Grade 5Math

Using Tape Diagrams to Find a Fraction of a Set

Using Tape Diagrams to Find a Fraction of a Set is a Grade 5 math skill from Eureka Math that teaches students to use tape diagrams to calculate a fraction of a given collection of objects or quantity. Students draw a tape, divide it into equal parts to match the denominator, shade parts to match the numerator, and read off the quantity each section represents. This visual model makes abstract fraction operations accessible.

Key Concepts

A tape diagram can model finding a fraction of a set, $\frac{a}{b}$ of $N$. The tape represents the total number, $N$, and is divided into $b$ equal units (the denominator). The value of $a$ units (the numerator) is the answer.

Common Questions

How do you use a tape diagram to find a fraction of a set?

Draw a tape diagram and divide it into sections equal to the denominator. Label the total set size.
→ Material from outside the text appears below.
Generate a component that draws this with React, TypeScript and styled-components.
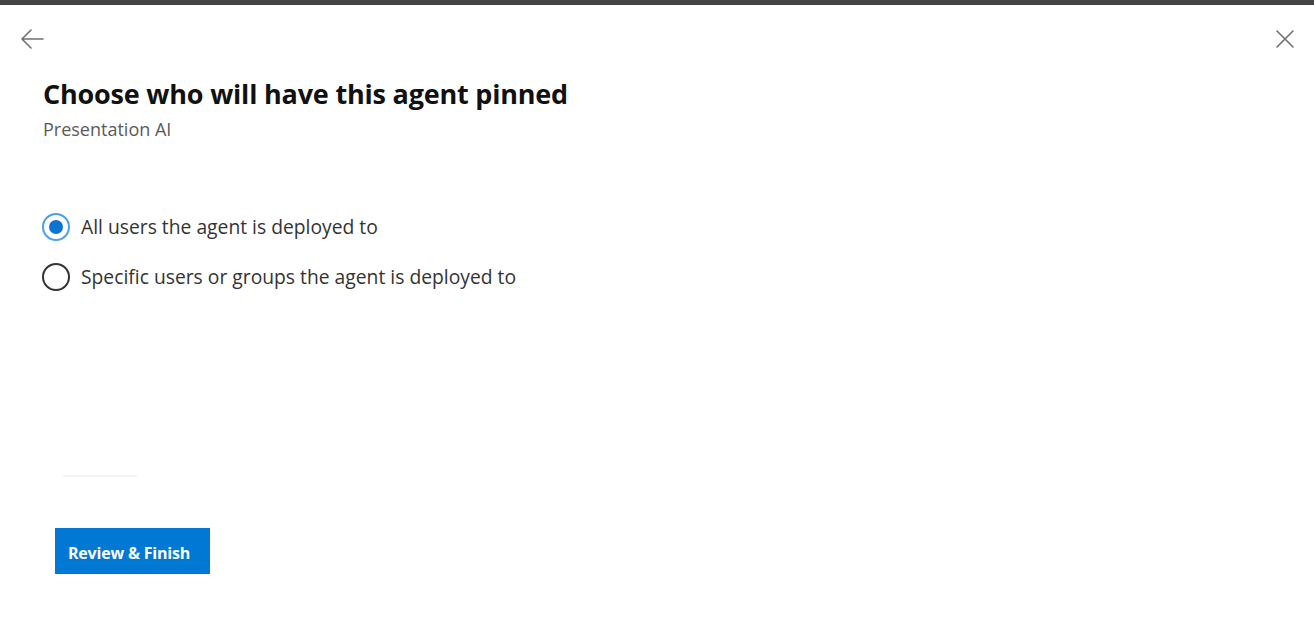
import React from "react";
import styled, { createGlobalStyle } from "styled-components";

const Global = createGlobalStyle`
  html, body { margin: 0; padding: 0; background: #ffffff; }
  body { font-family: "Open Sans", "Noto Sans", sans-serif; }
  * { box-sizing: border-box; }
`;

const Page = styled.div`
  width: 1314px;
  height: 623px;
  display: flex;
  flex-direction: column;
  background: #ffffff;
  border-top: 5px solid #454545;
  overflow: hidden;
`;

const TopBar = styled.div`
  height: 50px;
  padding: 19px 14px 0 17px;
  display: flex;
  justify-content: space-between;
  align-items: flex-start;
`;

const IconButton = styled.button`
  width: 30px;
  height: 30px;
  padding: 0;
  border: none;
  background: transparent;
  display: flex;
  align-items: center;
  justify-content: center;
  cursor: pointer;
`;

const Content = styled.div`
  padding: 22px 0 0 43px;
  display: flex;
  flex-direction: column;
  flex: 1;
`;

const Title = styled.h1`
  margin: 0;
  font-family: "Open Sans", sans-serif;
  font-weight: 700;
  font-size: 27px;
  line-height: 34px;
  color: #111111;
  letter-spacing: -0.2px;
`;

const Subtitle = styled.div`
  margin-top: 6px;
  font-size: 18px;
  line-height: 24px;
  color: #5a5a5a;
`;

const RadioGroup = styled.div`
  margin-top: 72px;
  display: flex;
  flex-direction: column;
  gap: 22px;
`;

const RadioRow = styled.label`
  display: flex;
  align-items: center;
  gap: 11px;
  cursor: pointer;
  margin-left: -1px;
`;

const RadioCircle = styled.span<{ $checked?: boolean }>`
  width: 28px;
  height: 28px;
  border-radius: 50%;
  border: 2px solid ${(p) => (p.$checked ? "#4aa0ea" : "#333333")};
  display: flex;
  align-items: center;
  justify-content: center;
  flex: none;
  &::after {
    content: "";
    width: 14px;
    height: 14px;
    border-radius: 50%;
    background: #0a74d0;
    display: ${(p) => (p.$checked ? "block" : "none")};
  }
`;

const RadioText = styled.span`
  font-size: 19.3px;
  line-height: 28px;
  color: #333333;
`;

const Spacer = styled.div`
  flex: 1;
`;

const Footer = styled.div`
  padding: 0 0 49px 12px;
  display: flex;
  flex-direction: column;
  gap: 51px;
`;

const GhostLine = styled.div`
  margin-left: 8px;
  width: 74px;
  height: 2px;
  background: #f4f4f4;
`;

const PrimaryButton = styled.button`
  width: 155px;
  height: 46px;
  border: none;
  background: #0078d4;
  color: #ffffff;
  font-family: "Open Sans", sans-serif;
  font-weight: 700;
  font-size: 16px;
  letter-spacing: -0.2px;
  padding: 3px 0 0 13px;
  text-align: left;
  cursor: pointer;
`;

export default function App() {
  return (
    <>
      <Global />
      <Page>
        <TopBar>
          <IconButton aria-label="Back">
            <svg width="26" height="22" viewBox="0 0 26 22" fill="none">
              <path d="M24 11H3M12 2L3 11L12 20" stroke="#707070" strokeWidth="1.6" strokeLinecap="round" strokeLinejoin="round" />
            </svg>
          </IconButton>
          <IconButton aria-label="Close">
            <svg width="20" height="20" viewBox="0 0 20 20" fill="none">
              <path d="M2 2L18 18M18 2L2 18" stroke="#707070" strokeWidth="1.6" strokeLinecap="round" />
            </svg>
          </IconButton>
        </TopBar>
        <Content>
          <Title>Choose who will have this agent pinned</Title>
          <Subtitle>Presentation AI</Subtitle>
          <RadioGroup>
            <RadioRow>
              <RadioCircle $checked />
              <RadioText>All users the agent is deployed to</RadioText>
            </RadioRow>
            <RadioRow>
              <RadioCircle />
              <RadioText>Specific users or groups the agent is deployed to</RadioText>
            </RadioRow>
          </RadioGroup>
          <Spacer />
          <Footer>
            <GhostLine />
            <PrimaryButton>Review &amp; Finish</PrimaryButton>
          </Footer>
        </Content>
      </Page>
    </>
  );
}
Find the value of one section by dividing, then multiply by the numerator for the target fraction.

What is finding a fraction of a set in Grade 5?

Finding a fraction of a set means calculating how many items in a group equal a given fraction. For example, 3/4 of a set of 20 marbles equals 15 marbles.

How does a tape diagram help students understand fractions of sets?

The tape diagram shows the set divided into equal parts matching the denominator. This visualization helps students see the fraction as actual groups, not just an abstract number.

What Eureka Math Grade 5 chapter uses tape diagrams for fractions of sets?

Eureka Math Grade 5 uses tape diagrams for finding fractions of sets throughout its fraction multiplication chapters, connecting visual models to abstract calculations.

How does this skill relate to fraction multiplication?

Finding 3/4 of 20 is equivalent to multiplying 3/4 x 20 = 15. The tape diagram models the multiplication visually, building toward the abstract algorithm.